## REQUIREMENTS
Wherever a line below holds the word "Emit", copy that line.

## DATA EXCERPTS
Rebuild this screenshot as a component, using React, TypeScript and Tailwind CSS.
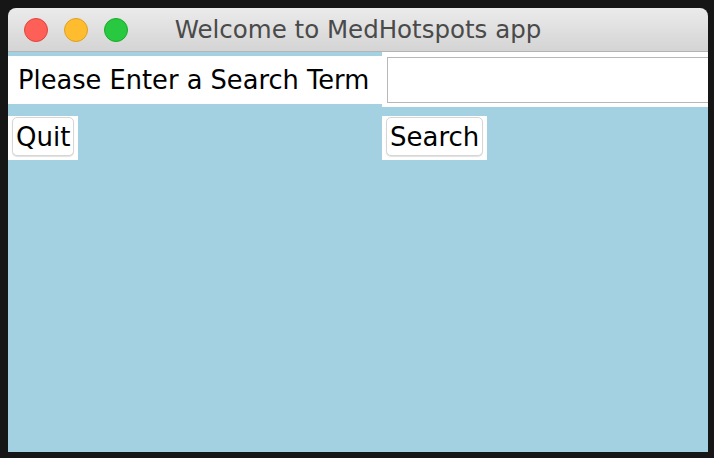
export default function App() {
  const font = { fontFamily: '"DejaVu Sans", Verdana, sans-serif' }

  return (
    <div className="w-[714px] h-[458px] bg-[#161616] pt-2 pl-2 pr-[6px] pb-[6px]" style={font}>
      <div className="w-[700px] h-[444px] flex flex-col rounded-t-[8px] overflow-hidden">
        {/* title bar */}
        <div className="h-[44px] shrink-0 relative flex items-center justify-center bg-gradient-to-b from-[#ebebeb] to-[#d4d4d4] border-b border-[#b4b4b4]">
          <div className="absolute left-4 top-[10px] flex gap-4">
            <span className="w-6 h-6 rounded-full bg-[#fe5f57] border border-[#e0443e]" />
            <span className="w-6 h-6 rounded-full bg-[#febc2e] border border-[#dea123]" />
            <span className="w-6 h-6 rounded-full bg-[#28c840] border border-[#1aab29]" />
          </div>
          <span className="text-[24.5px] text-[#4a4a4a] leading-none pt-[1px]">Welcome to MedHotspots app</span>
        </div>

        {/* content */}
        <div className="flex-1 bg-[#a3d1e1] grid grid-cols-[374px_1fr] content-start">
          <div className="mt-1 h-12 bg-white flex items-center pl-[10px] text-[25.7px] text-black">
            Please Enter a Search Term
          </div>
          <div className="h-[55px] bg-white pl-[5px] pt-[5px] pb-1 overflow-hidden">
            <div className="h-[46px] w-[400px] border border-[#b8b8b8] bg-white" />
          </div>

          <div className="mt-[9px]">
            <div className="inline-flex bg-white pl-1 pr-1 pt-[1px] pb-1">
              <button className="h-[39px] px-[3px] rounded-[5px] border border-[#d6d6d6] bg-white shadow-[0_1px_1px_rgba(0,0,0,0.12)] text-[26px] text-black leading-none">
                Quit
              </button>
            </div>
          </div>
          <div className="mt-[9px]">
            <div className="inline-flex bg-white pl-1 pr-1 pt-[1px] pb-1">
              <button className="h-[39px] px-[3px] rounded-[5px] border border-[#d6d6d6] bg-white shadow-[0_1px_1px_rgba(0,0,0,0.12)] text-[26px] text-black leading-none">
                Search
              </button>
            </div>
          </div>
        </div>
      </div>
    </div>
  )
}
---
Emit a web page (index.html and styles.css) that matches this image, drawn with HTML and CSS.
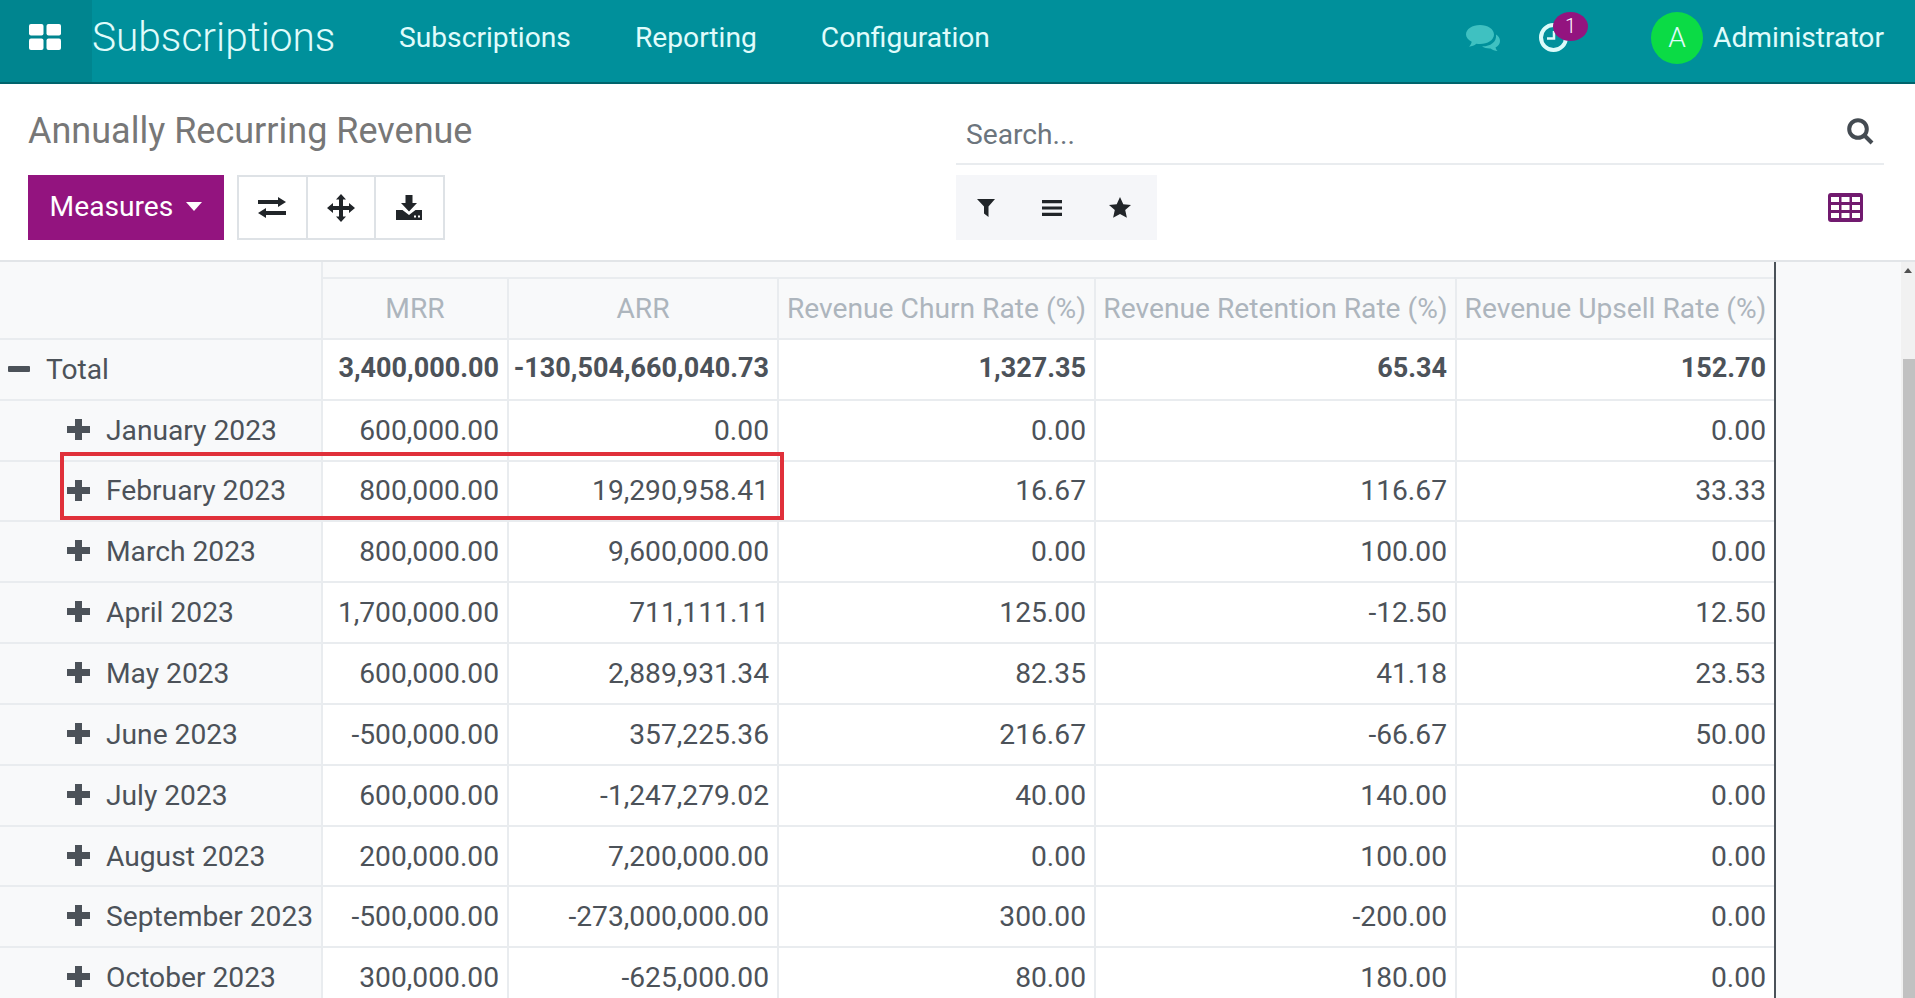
--
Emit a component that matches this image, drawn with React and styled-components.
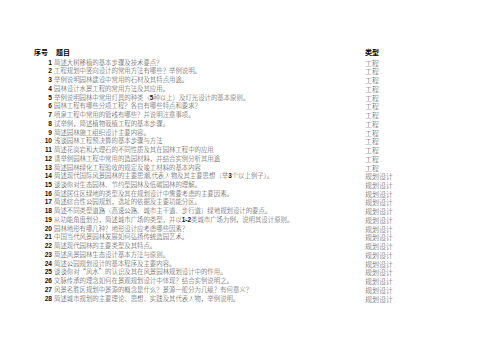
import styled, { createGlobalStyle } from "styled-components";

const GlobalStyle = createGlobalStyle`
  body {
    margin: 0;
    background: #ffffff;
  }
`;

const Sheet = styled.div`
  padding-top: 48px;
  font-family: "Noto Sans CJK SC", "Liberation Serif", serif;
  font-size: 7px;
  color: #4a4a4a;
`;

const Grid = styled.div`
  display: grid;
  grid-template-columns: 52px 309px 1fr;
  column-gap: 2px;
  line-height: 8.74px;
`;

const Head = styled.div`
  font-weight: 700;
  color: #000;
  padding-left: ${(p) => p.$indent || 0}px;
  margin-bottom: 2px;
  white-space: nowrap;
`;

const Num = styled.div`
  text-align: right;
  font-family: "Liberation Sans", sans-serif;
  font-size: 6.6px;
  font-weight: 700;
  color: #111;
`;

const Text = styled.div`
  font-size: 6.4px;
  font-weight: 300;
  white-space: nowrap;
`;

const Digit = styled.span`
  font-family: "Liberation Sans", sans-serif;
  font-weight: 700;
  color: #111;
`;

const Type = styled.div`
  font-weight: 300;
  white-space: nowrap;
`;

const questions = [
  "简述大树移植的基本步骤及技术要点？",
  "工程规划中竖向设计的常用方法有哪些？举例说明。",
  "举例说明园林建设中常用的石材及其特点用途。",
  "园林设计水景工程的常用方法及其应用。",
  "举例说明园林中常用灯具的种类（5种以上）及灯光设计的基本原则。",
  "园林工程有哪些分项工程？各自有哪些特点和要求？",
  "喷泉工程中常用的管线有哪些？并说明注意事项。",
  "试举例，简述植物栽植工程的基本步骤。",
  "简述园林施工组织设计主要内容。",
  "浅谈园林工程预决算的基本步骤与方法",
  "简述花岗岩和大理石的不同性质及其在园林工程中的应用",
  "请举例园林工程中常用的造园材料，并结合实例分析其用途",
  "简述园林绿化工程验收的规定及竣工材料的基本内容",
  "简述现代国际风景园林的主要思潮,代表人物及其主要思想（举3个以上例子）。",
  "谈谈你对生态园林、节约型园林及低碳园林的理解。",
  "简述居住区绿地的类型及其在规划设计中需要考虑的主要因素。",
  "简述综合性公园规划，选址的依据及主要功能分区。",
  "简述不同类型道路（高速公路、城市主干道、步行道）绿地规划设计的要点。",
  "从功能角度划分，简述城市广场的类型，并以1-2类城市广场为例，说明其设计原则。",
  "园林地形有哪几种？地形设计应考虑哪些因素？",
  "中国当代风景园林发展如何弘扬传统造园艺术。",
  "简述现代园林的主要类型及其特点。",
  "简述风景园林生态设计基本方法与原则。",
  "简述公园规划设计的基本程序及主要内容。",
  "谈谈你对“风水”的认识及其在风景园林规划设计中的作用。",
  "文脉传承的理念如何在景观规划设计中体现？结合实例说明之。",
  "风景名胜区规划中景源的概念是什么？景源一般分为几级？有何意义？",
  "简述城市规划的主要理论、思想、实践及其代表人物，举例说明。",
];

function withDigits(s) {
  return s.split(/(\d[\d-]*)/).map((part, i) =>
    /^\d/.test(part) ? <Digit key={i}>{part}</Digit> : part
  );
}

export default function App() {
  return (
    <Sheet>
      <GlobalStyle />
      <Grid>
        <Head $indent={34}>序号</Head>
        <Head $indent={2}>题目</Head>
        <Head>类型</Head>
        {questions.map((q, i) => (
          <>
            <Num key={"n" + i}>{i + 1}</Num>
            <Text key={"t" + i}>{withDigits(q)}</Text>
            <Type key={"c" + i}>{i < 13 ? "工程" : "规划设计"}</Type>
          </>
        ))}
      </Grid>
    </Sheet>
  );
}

## EXERCISE OUTPUT
Emit a web page (index.html and styles.css) that matches this image, drawn with HTML and CSS.
Emit a component that matches this image, drawn with React and styled-components.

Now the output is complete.